┏━━

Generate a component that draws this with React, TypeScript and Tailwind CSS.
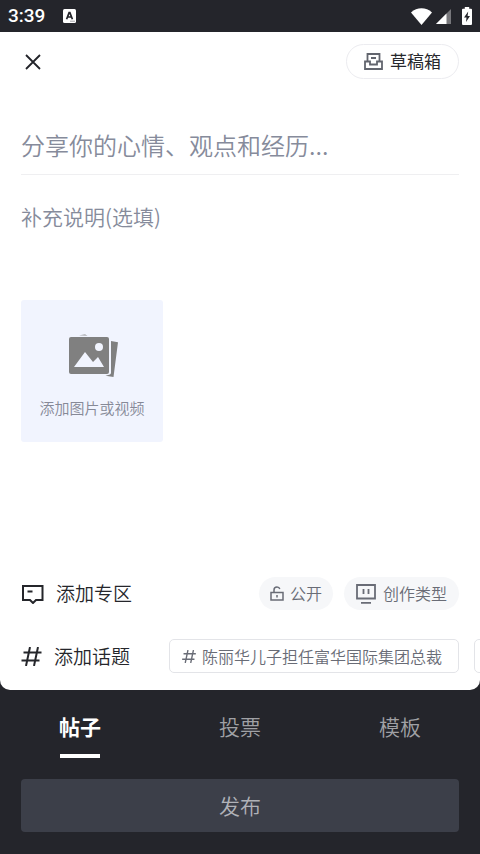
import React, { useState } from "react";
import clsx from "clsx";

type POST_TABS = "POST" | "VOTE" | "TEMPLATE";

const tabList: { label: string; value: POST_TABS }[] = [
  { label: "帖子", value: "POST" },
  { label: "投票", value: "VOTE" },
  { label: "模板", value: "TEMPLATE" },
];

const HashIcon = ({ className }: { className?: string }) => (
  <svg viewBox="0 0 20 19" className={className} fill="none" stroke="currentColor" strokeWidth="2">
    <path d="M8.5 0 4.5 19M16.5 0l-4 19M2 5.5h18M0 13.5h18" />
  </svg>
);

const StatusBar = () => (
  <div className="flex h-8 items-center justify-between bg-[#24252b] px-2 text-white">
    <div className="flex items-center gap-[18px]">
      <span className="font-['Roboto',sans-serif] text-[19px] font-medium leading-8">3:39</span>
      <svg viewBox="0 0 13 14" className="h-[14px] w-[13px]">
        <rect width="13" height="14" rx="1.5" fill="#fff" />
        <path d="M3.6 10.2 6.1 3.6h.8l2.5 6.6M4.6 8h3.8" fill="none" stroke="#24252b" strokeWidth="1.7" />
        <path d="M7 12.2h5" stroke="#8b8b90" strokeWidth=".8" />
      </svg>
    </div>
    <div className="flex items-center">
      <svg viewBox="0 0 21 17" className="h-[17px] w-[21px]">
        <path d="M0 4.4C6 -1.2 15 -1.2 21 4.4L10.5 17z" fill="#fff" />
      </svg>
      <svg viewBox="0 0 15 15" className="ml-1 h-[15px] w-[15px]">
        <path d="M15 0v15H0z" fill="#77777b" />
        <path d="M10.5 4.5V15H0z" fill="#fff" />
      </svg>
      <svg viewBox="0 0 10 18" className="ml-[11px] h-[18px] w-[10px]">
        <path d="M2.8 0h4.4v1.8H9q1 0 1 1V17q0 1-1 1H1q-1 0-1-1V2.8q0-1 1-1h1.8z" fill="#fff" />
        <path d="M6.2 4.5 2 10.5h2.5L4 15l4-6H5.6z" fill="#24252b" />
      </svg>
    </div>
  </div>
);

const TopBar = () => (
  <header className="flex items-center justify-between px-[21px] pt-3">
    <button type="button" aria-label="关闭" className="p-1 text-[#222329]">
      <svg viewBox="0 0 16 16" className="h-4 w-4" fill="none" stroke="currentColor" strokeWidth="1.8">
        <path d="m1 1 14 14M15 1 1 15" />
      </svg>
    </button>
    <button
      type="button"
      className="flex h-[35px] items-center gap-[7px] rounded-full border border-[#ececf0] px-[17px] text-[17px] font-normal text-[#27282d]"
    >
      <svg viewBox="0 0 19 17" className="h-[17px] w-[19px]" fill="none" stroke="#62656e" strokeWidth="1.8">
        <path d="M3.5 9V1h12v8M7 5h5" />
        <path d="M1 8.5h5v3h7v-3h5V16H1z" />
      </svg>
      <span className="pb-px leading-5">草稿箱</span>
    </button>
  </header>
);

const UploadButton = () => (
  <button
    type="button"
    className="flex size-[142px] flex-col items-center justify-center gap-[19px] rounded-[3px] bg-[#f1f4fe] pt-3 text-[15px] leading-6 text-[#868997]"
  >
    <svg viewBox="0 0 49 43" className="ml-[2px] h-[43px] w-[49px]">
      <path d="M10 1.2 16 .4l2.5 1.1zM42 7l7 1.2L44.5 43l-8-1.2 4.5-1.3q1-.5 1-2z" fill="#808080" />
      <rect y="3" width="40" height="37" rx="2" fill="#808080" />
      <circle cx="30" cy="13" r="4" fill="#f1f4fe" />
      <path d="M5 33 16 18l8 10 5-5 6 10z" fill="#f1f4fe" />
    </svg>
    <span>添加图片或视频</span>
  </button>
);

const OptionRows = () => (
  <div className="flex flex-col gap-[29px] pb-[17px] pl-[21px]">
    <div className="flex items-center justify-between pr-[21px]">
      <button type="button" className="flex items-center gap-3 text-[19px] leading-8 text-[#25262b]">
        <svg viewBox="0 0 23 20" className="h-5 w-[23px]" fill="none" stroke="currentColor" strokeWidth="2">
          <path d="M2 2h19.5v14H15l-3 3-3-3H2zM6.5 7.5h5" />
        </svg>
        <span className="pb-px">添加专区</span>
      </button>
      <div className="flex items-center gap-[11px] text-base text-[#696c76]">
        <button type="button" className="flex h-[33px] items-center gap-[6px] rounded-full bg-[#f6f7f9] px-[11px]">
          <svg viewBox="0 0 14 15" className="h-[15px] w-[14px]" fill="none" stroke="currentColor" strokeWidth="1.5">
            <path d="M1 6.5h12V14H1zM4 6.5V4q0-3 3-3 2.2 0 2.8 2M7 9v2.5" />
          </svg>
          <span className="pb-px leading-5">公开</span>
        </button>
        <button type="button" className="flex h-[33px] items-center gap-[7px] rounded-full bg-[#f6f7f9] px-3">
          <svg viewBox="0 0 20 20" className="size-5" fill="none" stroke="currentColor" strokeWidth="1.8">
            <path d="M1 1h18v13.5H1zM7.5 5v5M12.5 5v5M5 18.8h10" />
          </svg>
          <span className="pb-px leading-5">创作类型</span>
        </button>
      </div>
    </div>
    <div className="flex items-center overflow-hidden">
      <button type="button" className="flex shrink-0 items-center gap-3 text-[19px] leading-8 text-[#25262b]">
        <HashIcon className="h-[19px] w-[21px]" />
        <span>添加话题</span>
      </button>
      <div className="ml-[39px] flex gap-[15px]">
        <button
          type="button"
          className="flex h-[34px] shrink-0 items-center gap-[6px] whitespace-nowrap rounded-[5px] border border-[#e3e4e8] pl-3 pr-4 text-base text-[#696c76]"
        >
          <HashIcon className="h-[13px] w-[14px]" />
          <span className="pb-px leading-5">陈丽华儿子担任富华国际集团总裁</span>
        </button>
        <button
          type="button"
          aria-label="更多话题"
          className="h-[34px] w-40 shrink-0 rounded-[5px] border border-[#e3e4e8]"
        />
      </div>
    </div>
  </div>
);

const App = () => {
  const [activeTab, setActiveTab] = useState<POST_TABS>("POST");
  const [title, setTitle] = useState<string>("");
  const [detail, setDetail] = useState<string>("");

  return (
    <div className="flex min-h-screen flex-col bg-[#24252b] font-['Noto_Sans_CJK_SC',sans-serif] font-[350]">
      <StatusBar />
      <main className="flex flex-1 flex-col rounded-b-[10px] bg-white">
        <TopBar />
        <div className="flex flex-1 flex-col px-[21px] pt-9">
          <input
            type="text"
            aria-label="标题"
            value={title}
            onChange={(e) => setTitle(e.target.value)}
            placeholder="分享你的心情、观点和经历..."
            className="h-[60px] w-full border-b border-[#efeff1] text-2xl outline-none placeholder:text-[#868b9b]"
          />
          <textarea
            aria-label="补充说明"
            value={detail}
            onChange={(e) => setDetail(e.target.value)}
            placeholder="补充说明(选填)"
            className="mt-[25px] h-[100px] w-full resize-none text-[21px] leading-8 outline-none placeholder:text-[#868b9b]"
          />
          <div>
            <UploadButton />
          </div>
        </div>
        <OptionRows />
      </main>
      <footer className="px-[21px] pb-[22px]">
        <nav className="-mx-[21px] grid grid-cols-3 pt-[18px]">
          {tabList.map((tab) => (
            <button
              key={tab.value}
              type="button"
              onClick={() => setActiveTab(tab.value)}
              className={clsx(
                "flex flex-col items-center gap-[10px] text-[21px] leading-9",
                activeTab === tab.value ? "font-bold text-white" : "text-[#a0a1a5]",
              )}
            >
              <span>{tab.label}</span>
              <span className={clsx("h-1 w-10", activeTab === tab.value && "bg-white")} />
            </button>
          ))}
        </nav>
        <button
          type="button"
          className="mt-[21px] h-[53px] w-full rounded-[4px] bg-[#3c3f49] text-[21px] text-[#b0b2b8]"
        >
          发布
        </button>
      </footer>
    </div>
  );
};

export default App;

┗━━

Pull out every line in the data above that has the word "React".

• **THE RESULT**:
Generate a component that draws this with React, TypeScript and Tailwind CSS.
import React, { useState } from "react";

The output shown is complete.